Tantangan Etika di Era Digital termasuk:

  • Penggunaan media sosial yang sesuai etika

  • Promosi fasilitas kesehatan yang profesional

  • Penanganan bad news yang bertanggung jawab

  • Menjaga kerahasiaan data pasien di era digital

  • Validasi informasi kesehatan yang beredar luas

Tantangan tidak hanya datang dari internal profesi, tetapi juga dari eksternal, seperti globalisasi, masuknya fasilitas kesehatan asing, hingga preferensi masyarakat untuk berobat ke luar negeri. Oleh karena itu, diperlukan sinergi antara tenaga medis, pemerintah, dan institusi kesehatan dalam menyusun regulasi yang adaptif, standarisasi layanan, serta pengelolaan kompetensi SDM kesehatan.

Konsekuensi Pelanggaran Etika meliputi berbagai tingkat norma:

  • Norma Etik Profesi: Disanksi oleh Mahkamah Etik Kedokteran

  • Norma Disiplin Profesi: Disanksi oleh Mahkamah Disiplin Kedokteran

  • Norma Hukum: Dapat diproses secara pidana atau perdata

  • Norma Masyarakat: Kehilangan kepercayaan publik

Di tingkat nasional, tantangan mencakup pengelolaan peraturan yang responsif, standarisasi alat dan layanan, serta promosi fasilitas kesehatan dalam negeri. Sementara di tingkat individu, dokter dituntut untuk bijak dalam menggunakan media sosial, menjaga kendali diri, dan menjadi role model yang mencerminkan integritas dan dedikasi.

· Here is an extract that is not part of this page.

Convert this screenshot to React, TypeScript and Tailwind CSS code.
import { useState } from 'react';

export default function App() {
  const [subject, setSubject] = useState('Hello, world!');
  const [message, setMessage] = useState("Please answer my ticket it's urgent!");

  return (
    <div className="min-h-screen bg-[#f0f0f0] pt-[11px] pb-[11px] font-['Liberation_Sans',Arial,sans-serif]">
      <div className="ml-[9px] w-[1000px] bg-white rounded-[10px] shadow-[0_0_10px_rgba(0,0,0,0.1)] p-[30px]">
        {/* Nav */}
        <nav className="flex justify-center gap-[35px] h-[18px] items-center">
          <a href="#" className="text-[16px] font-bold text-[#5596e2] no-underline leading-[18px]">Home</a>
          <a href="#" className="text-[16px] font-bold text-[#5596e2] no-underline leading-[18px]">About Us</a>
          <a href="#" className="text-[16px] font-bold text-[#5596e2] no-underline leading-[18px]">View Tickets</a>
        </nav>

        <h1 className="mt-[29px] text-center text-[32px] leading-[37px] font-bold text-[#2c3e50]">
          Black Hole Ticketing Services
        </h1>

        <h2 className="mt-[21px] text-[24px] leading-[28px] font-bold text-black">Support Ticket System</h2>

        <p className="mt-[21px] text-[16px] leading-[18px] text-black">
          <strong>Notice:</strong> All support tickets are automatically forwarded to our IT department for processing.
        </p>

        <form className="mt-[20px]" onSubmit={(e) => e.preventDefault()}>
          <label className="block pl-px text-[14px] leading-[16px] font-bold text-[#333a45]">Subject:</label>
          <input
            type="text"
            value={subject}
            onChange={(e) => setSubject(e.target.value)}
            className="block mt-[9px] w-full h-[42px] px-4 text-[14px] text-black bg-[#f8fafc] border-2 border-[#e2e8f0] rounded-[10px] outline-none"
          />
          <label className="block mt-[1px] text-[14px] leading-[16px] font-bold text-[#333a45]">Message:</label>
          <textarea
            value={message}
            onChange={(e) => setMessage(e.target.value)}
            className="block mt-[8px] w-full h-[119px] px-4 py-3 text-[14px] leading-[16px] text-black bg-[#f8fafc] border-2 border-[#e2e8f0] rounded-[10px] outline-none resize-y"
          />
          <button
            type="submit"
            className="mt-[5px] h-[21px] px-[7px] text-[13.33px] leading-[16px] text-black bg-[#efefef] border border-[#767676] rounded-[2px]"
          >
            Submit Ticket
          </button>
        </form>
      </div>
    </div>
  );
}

Dalam menghadapi era disruptif, profesionalisme dokter tidak hanya diukur dari kompetensi klinis, tetapi juga dari kemampuan menjaga harkat dan martabat profesi, serta kontribusinya dalam membangun kepercayaan masyarakat. Dengan tetap berpegang pada etika, moralitas, dan komitmen terhadap kemanusiaan, dokter dapat menjalankan perannya tidak hanya sebagai penyembuh, tetapi juga sebagai pemimpin moral di tengah perubahan zaman.

Penutup:
Profesionalisme dokter di era disruptif adalah tentang keseimbangan: memanfaatkan kemajuan teknologi untuk meningkatkan pelayanan, tanpa melupakan esensi dari sumpah dan etika kedokteran. Dengan demikian, dokter tidak hanya menjadi bagian dari transformasi kesehatan, tetapi juga penjaga nilai-nilai luhur profesi yang abadi, sekaligus menjadi role model dalam memajukan harkat dan martabat bangsa.